[START]

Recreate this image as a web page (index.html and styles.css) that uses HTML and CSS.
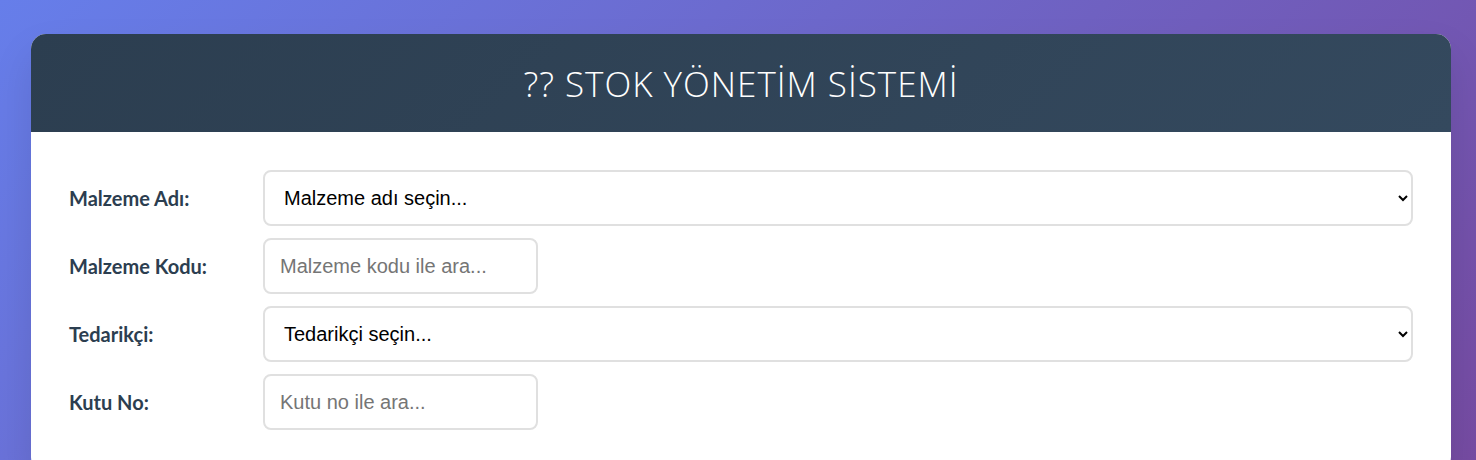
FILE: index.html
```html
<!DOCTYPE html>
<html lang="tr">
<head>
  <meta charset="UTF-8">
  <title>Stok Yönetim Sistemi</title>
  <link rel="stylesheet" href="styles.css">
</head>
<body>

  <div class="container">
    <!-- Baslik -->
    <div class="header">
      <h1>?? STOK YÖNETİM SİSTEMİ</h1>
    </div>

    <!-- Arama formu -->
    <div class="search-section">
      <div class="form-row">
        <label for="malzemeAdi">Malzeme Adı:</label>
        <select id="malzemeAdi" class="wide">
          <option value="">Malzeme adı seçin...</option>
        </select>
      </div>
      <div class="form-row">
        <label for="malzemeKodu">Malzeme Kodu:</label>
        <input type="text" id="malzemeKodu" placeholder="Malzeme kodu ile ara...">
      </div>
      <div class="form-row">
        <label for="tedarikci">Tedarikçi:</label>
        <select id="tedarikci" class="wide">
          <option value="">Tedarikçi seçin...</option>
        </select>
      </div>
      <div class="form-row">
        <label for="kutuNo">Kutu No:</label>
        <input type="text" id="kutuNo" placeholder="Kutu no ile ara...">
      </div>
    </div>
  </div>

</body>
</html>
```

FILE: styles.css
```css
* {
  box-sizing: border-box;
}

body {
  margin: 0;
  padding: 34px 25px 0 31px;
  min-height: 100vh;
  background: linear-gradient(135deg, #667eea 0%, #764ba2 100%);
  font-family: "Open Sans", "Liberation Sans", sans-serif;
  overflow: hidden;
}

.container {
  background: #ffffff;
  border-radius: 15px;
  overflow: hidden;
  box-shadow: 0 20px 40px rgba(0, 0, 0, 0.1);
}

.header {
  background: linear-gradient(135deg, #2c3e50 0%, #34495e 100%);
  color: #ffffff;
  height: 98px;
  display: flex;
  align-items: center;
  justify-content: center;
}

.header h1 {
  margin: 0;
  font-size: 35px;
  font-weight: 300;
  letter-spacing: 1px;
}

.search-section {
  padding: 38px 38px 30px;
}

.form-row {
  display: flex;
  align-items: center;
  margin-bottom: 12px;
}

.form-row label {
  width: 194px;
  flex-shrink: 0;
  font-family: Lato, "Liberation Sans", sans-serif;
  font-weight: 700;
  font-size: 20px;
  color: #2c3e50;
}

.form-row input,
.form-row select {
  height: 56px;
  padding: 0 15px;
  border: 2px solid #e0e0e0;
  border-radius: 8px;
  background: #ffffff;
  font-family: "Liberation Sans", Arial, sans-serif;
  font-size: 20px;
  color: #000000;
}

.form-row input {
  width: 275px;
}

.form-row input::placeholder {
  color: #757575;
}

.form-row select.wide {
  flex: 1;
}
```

[END]

• [Exercise objective]
Quote the material exactly. Pictures stay out.

• [Completed exercise]
Recreate this image as a web page (index.html and styles.css) that uses HTML and CSS.
FILE: index.html
```html
<!DOCTYPE html>
<html lang="tr">
<head>
  <meta charset="UTF-8">
  <title>Stok Yönetim Sistemi</title>
  <link rel="stylesheet" href="styles.css">
</head>
<body>

  <div class="container">
    <!-- Baslik -->
    <div class="header">
      <h1>?? STOK YÖNETİM SİSTEMİ</h1>
    </div>

    <!-- Arama formu -->
    <div class="search-section">
      <div class="form-row">
        <label for="malzemeAdi">Malzeme Adı:</label>
        <select id="malzemeAdi" class="wide">
          <option value="">Malzeme adı seçin...</option>
        </select>
      </div>
      <div class="form-row">
        <label for="malzemeKodu">Malzeme Kodu:</label>
        <input type="text" id="malzemeKodu" placeholder="Malzeme kodu ile ara...">
      </div>
      <div class="form-row">
        <label for="tedarikci">Tedarikçi:</label>
        <select id="tedarikci" class="wide">
          <option value="">Tedarikçi seçin...</option>
        </select>
      </div>
      <div class="form-row">
        <label for="kutuNo">Kutu No:</label>
        <input type="text" id="kutuNo" placeholder="Kutu no ile ara...">
      </div>
    </div>
  </div>

</body>
</html>
```

FILE: styles.css
```css
* {
  box-sizing: border-box;
}

body {
  margin: 0;
  padding: 34px 25px 0 31px;
  min-height: 100vh;
  background: linear-gradient(135deg, #667eea 0%, #764ba2 100%);
  font-family: "Open Sans", "Liberation Sans", sans-serif;
  overflow: hidden;
}

.container {
  background: #ffffff;
  border-radius: 15px;
  overflow: hidden;
  box-shadow: 0 20px 40px rgba(0, 0, 0, 0.1);
}

.header {
  background: linear-gradient(135deg, #2c3e50 0%, #34495e 100%);
  color: #ffffff;
  height: 98px;
  display: flex;
  align-items: center;
  justify-content: center;
}

.header h1 {
  margin: 0;
  font-size: 35px;
  font-weight: 300;
  letter-spacing: 1px;
}

.search-section {
  padding: 38px 38px 30px;
}

.form-row {
  display: flex;
  align-items: center;
  margin-bottom: 12px;
}

.form-row label {
  width: 194px;
  flex-shrink: 0;
  font-family: Lato, "Liberation Sans", sans-serif;
  font-weight: 700;
  font-size: 20px;
  color: #2c3e50;
}

.form-row input,
.form-row select {
  height: 56px;
  padding: 0 15px;
  border: 2px solid #e0e0e0;
  border-radius: 8px;
  background: #ffffff;
  font-family: "Liberation Sans", Arial, sans-serif;
  font-size: 20px;
  color: #000000;
}

.form-row input {
  width: 275px;
}

.form-row input::placeholder {
  color: #757575;
}

.form-row select.wide {
  flex: 1;
}
```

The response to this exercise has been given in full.